Sarconi: Social media users are too lenient when it comes to online privacy

Americans can be a funny people. Sometimes, the division between what we care about and what we don’t is paper thin.

Take, for instance, our stance on online privacy: if the government is monitoring us, we throw a fit. If Facebook is collecting our information, well, it seems most of the population either doesn’t know or doesn’t care. Thank God Europe, particularly France, isn’t as lenient with social media companies as we are.

France’s data protection authority, Commission nationale de l’informatique et des libertés (CNIL), recently ordered Facebook to stop collecting data on non-users who visit public pages on the site in Europe. The move comes in response to the “Safe Harbor” deal the U.S. and EU agreed upon earlier this month.

The formal notice given by CNIL shows the country’s bulldog approach to protecting the information of its citizens. While it’s an encouraging sign that there are finally measures being taken to regulate how websites can collect data and what they can do with it, it’s discouraging that the U.S. didn’t issue it first.

Make no mistake: the new currency of the Internet is information. Our searches, purchases and website histories are all saved on cookies and combined to create an online profile of someone. I have one and so do you.

Often, these digital portraits are sold to advertisers. That’s why if you go to a website on Tuesday looking for clothes, you’ll likely see an ad for a piece of clothing from that site on Facebook on Wednesday. That’s an easy correlation to make, but the unnerving part of online data collection is what they are doing with it that we can’t see.

There’s a real question whether, and how, the U.S. is going to regulate data protection.
Yang Wang, assistant professor in SU's School of Information Studies

At least when it comes to the government, we can say somewhat confidently they are using it to prevent terrorist attacks — yet that still doesn’t comfort people. For some reason, whatever Facebook, Amazon, Google and others are doing is less inflammatory in the public’s eye.

But it’s time to realize companies like Facebook wield more power than most governments.

Mark Zuckerberg is the founder and CEO of a website that has around a billion and a half monthly active users, according to statistics database Statista, and it’s safe to assume that he has access to more information on people than almost most governments on Earth. That’s power.

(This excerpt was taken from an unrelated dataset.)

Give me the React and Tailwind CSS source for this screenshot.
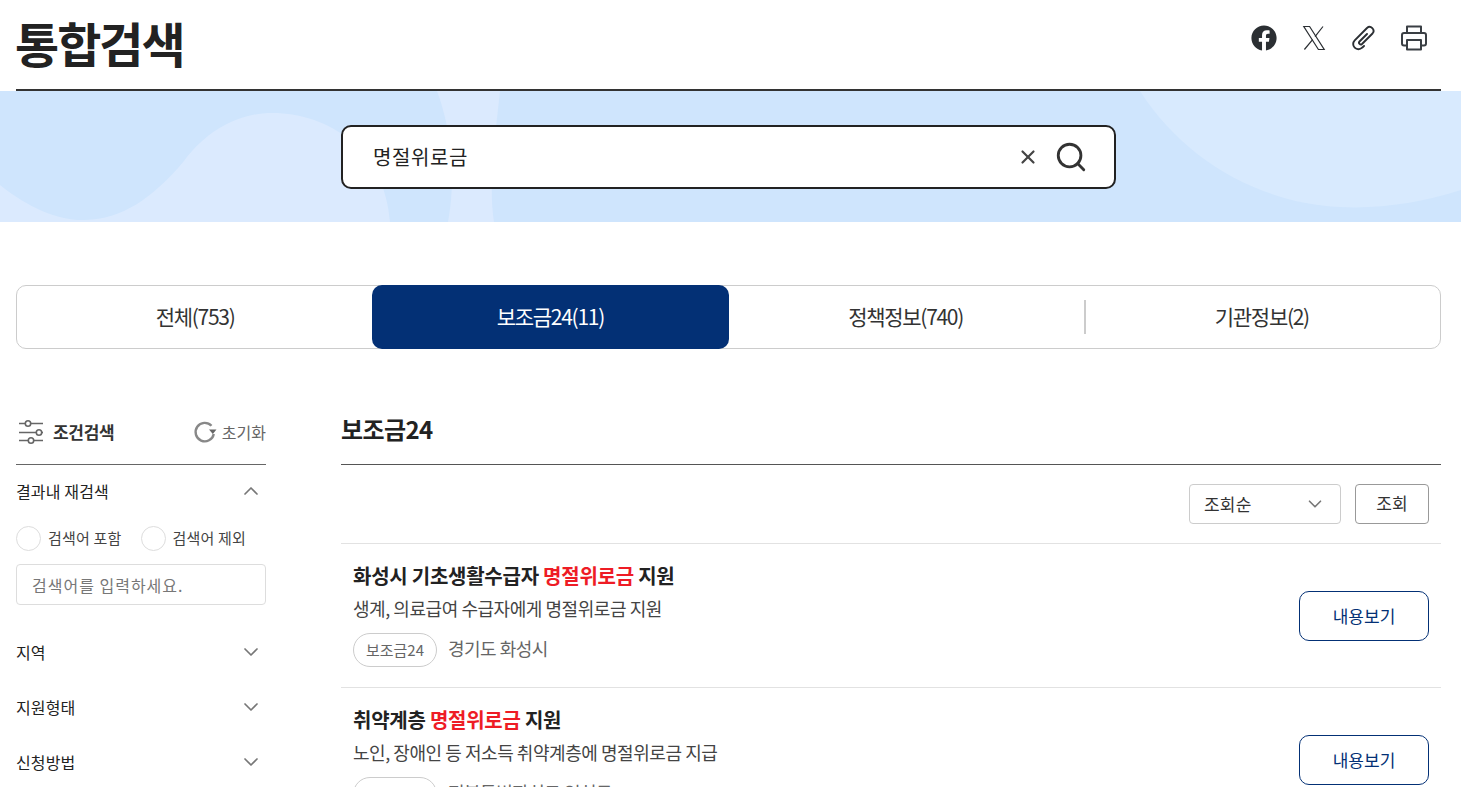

Facebook does have a “Data Policy” page that attempts to be transparent in what they do with your information. And while they do a fairly good job of telling the user what types of data they are using and how they use it, the average person has probably never even seen this page.

I am not saying I think Facebook should not use our information to sell to advertisers: I understand that media and advertising are interdependent. But France is ordering the site to cease collecting information on people who don’t even have Facebook profiles.

If you sign up for the site, you cede a lot of information. You have made a conscious decision to input data about yourself to join an online community. If you don’t have a profile, however, you have made no such agreement.

Visiting a public page should not give Zuckerberg’s company the green light to build a profile of someone through info-saving cookies.

At least, that’s what Europe thinks. As for the U.S., there is no real consensus on what to do. Yang Wang, an assistant professor in the School of Information Studies at Syracuse University, said most data protection laws are specific to the industry, which are self-regulated. Not surprisingly, this self-regulation isn’t clamping down on the matter. It’s unclear if the U.S. ever will, either.

“In the history of the U.S. data protection legislation, there have been numerous proposals for universal data protection laws,” Wang said.  “It has never really come to fruition. There’s a real question whether, and how, the U.S. is going to regulate data protection.”

I don’t care how it gets done, as long it does. If the people running the show aren’t going to do anything about, then we need the millennial generation and those who have used the internet for as long as they can remember to make a change.

We’ve been told from a very young age, “watch what you put on the Internet.” Well, it’s time for us to watch the companies that watch what we put on the Internet.

The World Wide Web isn’t the wild-wild west of data. But we need sheriffs, and right now France is the only one putting on a badge.